#### PROBLEM REQUIREMENTS
Exactly repeat the material, dropping only the pictures.

#### DATASET ROWS
________________________________________
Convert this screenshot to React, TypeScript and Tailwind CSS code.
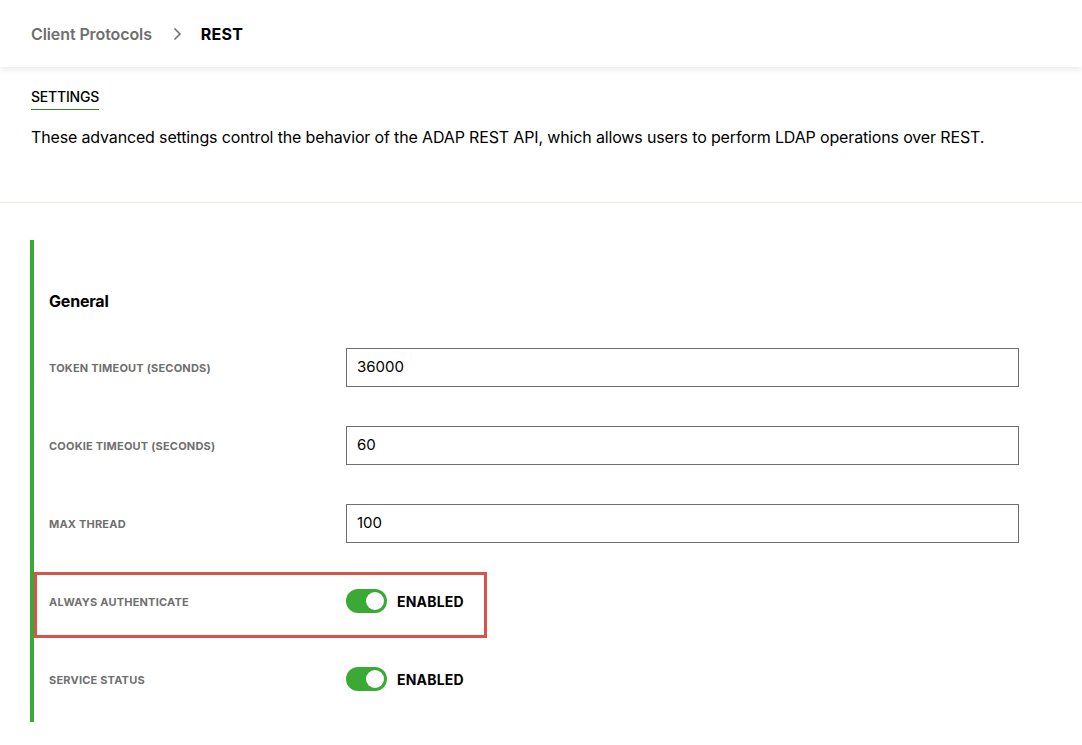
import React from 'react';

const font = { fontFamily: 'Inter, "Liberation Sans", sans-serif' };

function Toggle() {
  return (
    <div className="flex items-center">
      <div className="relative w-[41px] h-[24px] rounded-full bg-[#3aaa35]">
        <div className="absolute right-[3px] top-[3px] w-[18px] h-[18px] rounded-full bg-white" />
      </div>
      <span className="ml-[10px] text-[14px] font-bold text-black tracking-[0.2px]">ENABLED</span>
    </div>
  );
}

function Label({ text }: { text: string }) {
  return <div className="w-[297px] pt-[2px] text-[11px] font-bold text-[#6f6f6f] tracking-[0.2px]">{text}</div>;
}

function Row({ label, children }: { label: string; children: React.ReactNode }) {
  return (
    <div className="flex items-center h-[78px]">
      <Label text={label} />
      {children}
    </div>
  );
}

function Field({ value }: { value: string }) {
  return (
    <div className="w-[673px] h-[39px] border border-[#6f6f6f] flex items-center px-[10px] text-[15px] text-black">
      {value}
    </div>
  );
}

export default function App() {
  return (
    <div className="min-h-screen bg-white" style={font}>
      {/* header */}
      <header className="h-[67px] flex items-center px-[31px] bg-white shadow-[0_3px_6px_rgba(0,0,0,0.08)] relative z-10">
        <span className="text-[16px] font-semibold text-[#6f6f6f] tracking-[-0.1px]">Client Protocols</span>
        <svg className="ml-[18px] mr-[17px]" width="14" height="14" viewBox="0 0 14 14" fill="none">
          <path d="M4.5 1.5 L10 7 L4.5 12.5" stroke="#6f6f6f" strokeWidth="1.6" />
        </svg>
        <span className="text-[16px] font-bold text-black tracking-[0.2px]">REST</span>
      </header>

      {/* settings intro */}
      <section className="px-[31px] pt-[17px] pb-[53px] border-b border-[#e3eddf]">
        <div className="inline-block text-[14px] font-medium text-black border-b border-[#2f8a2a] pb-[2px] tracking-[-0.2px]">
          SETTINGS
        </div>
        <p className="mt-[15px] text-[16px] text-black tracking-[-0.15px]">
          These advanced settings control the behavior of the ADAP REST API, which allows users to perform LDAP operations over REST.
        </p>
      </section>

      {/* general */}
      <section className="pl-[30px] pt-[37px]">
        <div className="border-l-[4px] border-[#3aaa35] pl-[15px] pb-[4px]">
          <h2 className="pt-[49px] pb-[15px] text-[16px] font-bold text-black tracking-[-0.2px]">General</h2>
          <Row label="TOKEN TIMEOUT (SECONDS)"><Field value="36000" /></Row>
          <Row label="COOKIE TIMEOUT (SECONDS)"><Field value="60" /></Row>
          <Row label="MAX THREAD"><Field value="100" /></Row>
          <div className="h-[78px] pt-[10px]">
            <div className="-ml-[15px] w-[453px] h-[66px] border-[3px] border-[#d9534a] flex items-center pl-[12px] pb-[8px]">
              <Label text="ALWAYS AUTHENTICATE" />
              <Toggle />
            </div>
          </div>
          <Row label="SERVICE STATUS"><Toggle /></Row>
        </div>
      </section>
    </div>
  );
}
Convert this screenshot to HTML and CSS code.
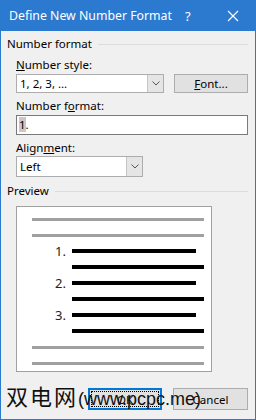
________________________________________
#### EXERCISE RESPONSE
Convert this screenshot to React, TypeScript and Tailwind CSS code.
import React from 'react';

const font = { fontFamily: 'Inter, "Liberation Sans", sans-serif' };

function Toggle() {
  return (
    <div className="flex items-center">
      <div className="relative w-[41px] h-[24px] rounded-full bg-[#3aaa35]">
        <div className="absolute right-[3px] top-[3px] w-[18px] h-[18px] rounded-full bg-white" />
      </div>
      <span className="ml-[10px] text-[14px] font-bold text-black tracking-[0.2px]">ENABLED</span>
    </div>
  );
}

function Label({ text }: { text: string }) {
  return <div className="w-[297px] pt-[2px] text-[11px] font-bold text-[#6f6f6f] tracking-[0.2px]">{text}</div>;
}

function Row({ label, children }: { label: string; children: React.ReactNode }) {
  return (
    <div className="flex items-center h-[78px]">
      <Label text={label} />
      {children}
    </div>
  );
}

function Field({ value }: { value: string }) {
  return (
    <div className="w-[673px] h-[39px] border border-[#6f6f6f] flex items-center px-[10px] text-[15px] text-black">
      {value}
    </div>
  );
}

export default function App() {
  return (
    <div className="min-h-screen bg-white" style={font}>
      {/* header */}
      <header className="h-[67px] flex items-center px-[31px] bg-white shadow-[0_3px_6px_rgba(0,0,0,0.08)] relative z-10">
        <span className="text-[16px] font-semibold text-[#6f6f6f] tracking-[-0.1px]">Client Protocols</span>
        <svg className="ml-[18px] mr-[17px]" width="14" height="14" viewBox="0 0 14 14" fill="none">
          <path d="M4.5 1.5 L10 7 L4.5 12.5" stroke="#6f6f6f" strokeWidth="1.6" />
        </svg>
        <span className="text-[16px] font-bold text-black tracking-[0.2px]">REST</span>
      </header>

      {/* settings intro */}
      <section className="px-[31px] pt-[17px] pb-[53px] border-b border-[#e3eddf]">
        <div className="inline-block text-[14px] font-medium text-black border-b border-[#2f8a2a] pb-[2px] tracking-[-0.2px]">
          SETTINGS
        </div>
        <p className="mt-[15px] text-[16px] text-black tracking-[-0.15px]">
          These advanced settings control the behavior of the ADAP REST API, which allows users to perform LDAP operations over REST.
        </p>
      </section>

      {/* general */}
      <section className="pl-[30px] pt-[37px]">
        <div className="border-l-[4px] border-[#3aaa35] pl-[15px] pb-[4px]">
          <h2 className="pt-[49px] pb-[15px] text-[16px] font-bold text-black tracking-[-0.2px]">General</h2>
          <Row label="TOKEN TIMEOUT (SECONDS)"><Field value="36000" /></Row>
          <Row label="COOKIE TIMEOUT (SECONDS)"><Field value="60" /></Row>
          <Row label="MAX THREAD"><Field value="100" /></Row>
          <div className="h-[78px] pt-[10px]">
            <div className="-ml-[15px] w-[453px] h-[66px] border-[3px] border-[#d9534a] flex items-center pl-[12px] pb-[8px]">
              <Label text="ALWAYS AUTHENTICATE" />
              <Toggle />
            </div>
          </div>
          <Row label="SERVICE STATUS"><Toggle /></Row>
        </div>
      </section>
    </div>
  );
}
Convert this screenshot to HTML and CSS code.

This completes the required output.